Counting words in a document

Here's an example that counts the total number of words in a document followed by the total number of unique words.

It does this by using the "cut document" operator with the following regular expression.

(\w+)

This splits the document into words and each word is returned as a document based on the result of the capturing group; the brackets define the capturing group; everything inside these is returned as a value. The "Documents To Data" operator converts all the documents, one for each word, into examples in an example set. The text field name is set to "word" and this is used in the later operators.

An "Extract Macro" operator obtains the number of examples. This is the same as the count of all words. An aggregation is performed to count words and another "Extract Macro" operator determines the number of unique words from the resulting example set.
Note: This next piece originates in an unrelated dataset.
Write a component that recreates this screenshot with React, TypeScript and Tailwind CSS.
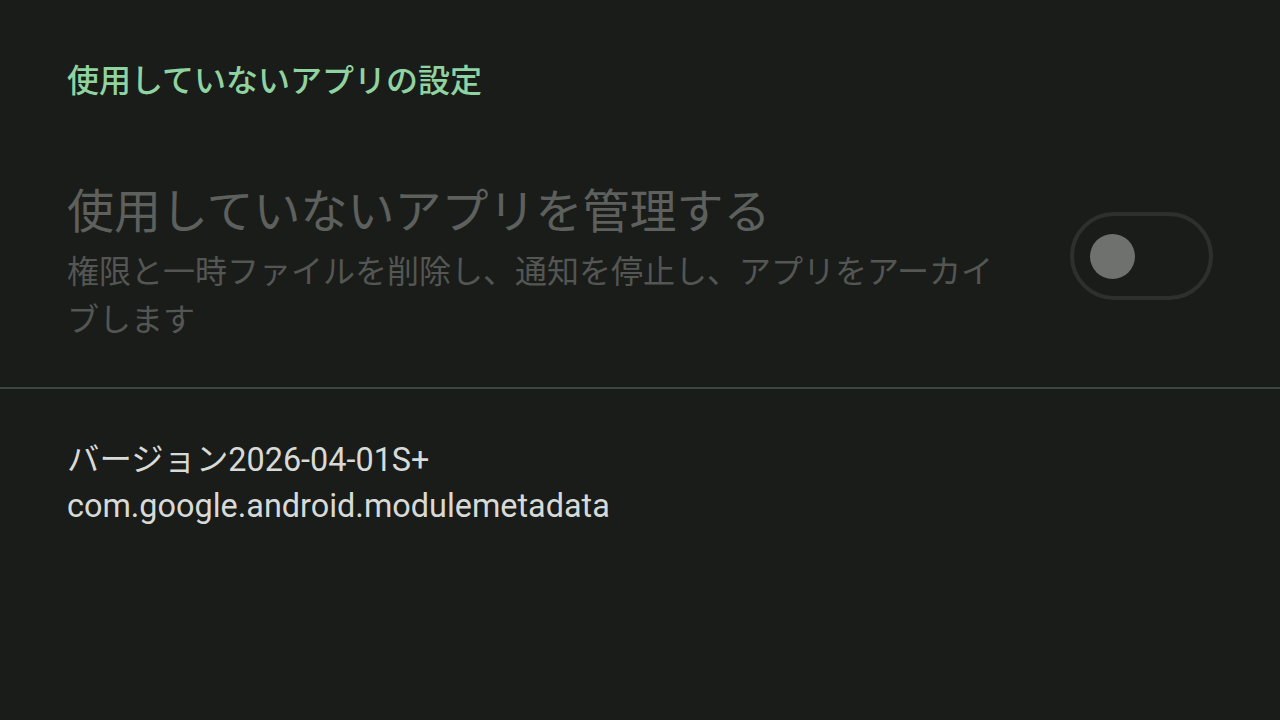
export default function App() {
  return (
    <div
      className="w-[1280px] h-[720px] bg-[#1a1c1a] overflow-hidden"
      style={{ fontFamily: 'Roboto, "Noto Sans CJK JP", sans-serif' }}
    >
      <div className="pl-[67px] pt-[58px] h-[140px]">
        <div className="text-[32px] leading-[46px] font-medium text-[#8fd3a0]">使用していないアプリの設定</div>
      </div>
      <div className="flex items-start justify-between pl-[67px] pr-[67px] h-[247px]">
        <div className="w-[940px] pt-[42px]">
          <div className="text-[47px] leading-[60px] text-[#5d605d]">使用していないアプリを管理する</div>
          <div className="text-[32px] leading-[48px] text-[#535653] mt-[6px]">
            権限と一時ファイルを削除し、通知を停止し、アプリをアーカイブします
          </div>
        </div>
        <div className="mt-[72px] w-[143px] h-[88px] rounded-full border-[4px] border-[#2d302d] flex items-center pl-[16px] shrink-0">
          <div className="w-[45px] h-[45px] rounded-full bg-[#6e716e]" />
        </div>
      </div>
      <div className="h-[2px] bg-[#3a4842]" />
      <div className="pl-[67px] pt-[48px]">
        <div className="text-[32.4px] leading-[46px] text-[#d8dad7]">バージョン2026-04-01S+</div>
        <div className="text-[32.4px] leading-[46px] text-[#d8dad7]">com.google.android.modulemetadata</div>
      </div>
    </div>
  );
}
These macros are reported as log values using the "Provide Macro As Log Value" operators and the log file is converted to an example set using "Log To Data".

Other regular expressions could be used if you want to ignore numbers and inside the "Cut Document" operator it is possible to have other filtering operators such as stemming.

Wednesday 12 October 2011

Generate Macro bonus features

I was pleased to discover that some of the functions available in the operator "Generate Attributes" are also available in the "Generate Macro" operator.

For example the following functions work.

concat
contains
matches
index
str
upper
lower
escape_html
replace

and I imagine that similar text processing functions will also work.

I tried date_now() and some other date functions and I got a result that looked like an error (actually quite an interesting error). So I assume date functions cannot be used.